Method of Microwave Correlation Forward View Imaging Based on TSVDT

‍ ‍Recently， traditional radar imaging methods have been considerably improved. However， in forward-looking imaging scenarios， radar faces difficulties in obtaining azimuthal Doppler information， thereby limiting its azimuthal resolution. To address this issue， this study proposes a microwave correlation imaging method. The microwave correlation imaging method utilizes the principle of correlation imaging to achieve high-resolution imaging without relying on target Doppler information. This novel radar imaging method overcomes the resolution limitations imposed by radar apertures in traditional radar imaging methods and holds significant potential for forward-looking imaging.
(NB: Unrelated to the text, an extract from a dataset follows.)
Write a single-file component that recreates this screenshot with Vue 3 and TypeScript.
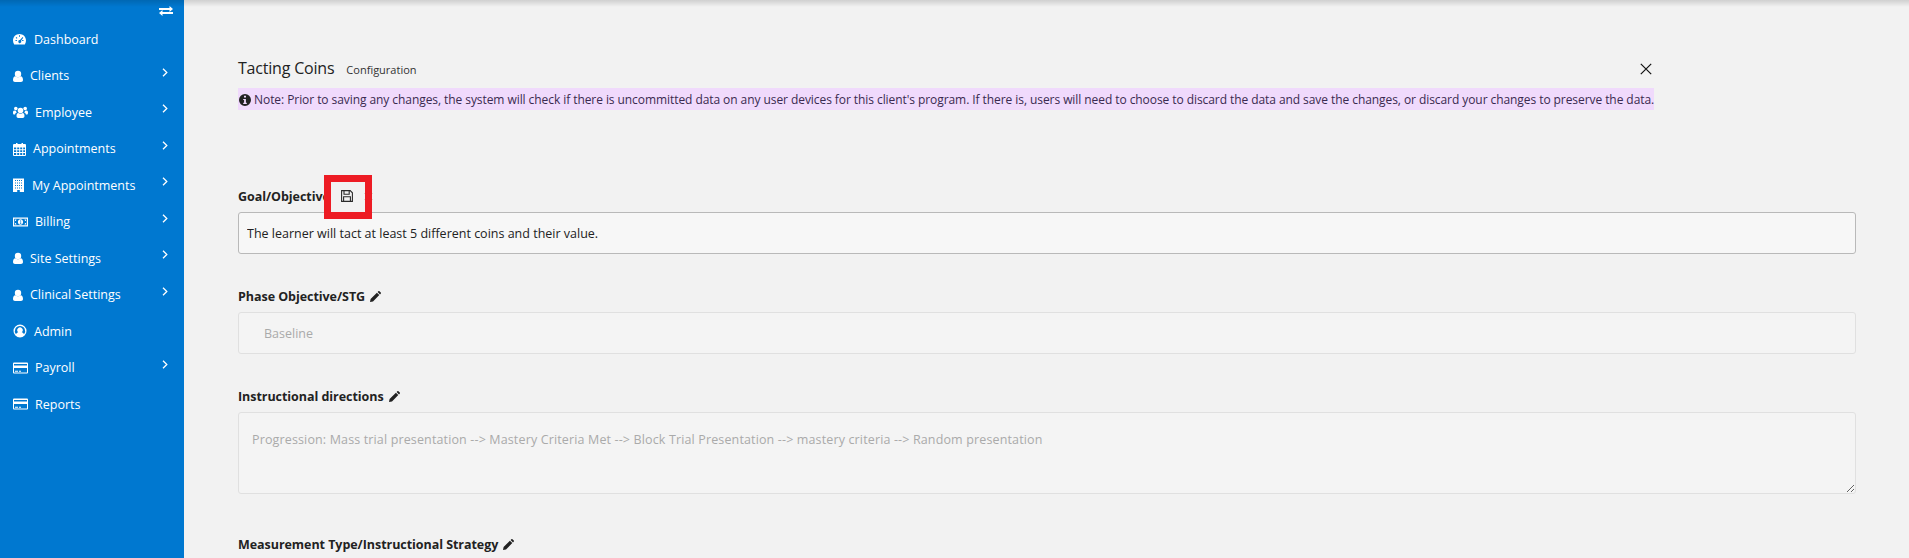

Currently， research on microwave correlation imaging， both domestic and international， primarily focuses on generating random wavefronts， solving model mismatch problems， and developing metamaterial apertures. However， the optimization of the crucial correlation process primarily focuses on compressive sensing and deep learning， with relatively limited research on pseudo-inverse algorithms. Therefore， to further improve the microwave correlation imaging system， this study proposes a novel microwave correlation forward-looking imaging method that optimizes the pseudo-inverse algorithm. This study combines truncated singular value decomposition （TSVD） processing and Tikhonov regularization to propose a joint processing method of SVD and Tikhonov regularization （TSVD-Tikhonov， TSVDT）. The TSVDT method involves processing the spatio-temporal random radiation array and then performing compressed correlation imaging. Furthermore， this paper compares generalized cross-validation （GCV） and L-curve methods and demonstrates that in microwave correlation imaging， using the GCV method for truncation parameter selection results in shorter computation time and greater stability. Finally， the proposed method was validated through microwave anechoic chamber experiments， which demonstrated its improved anti-interference capability in low signal-to-noise ratio conditions while maintaining high computational speed.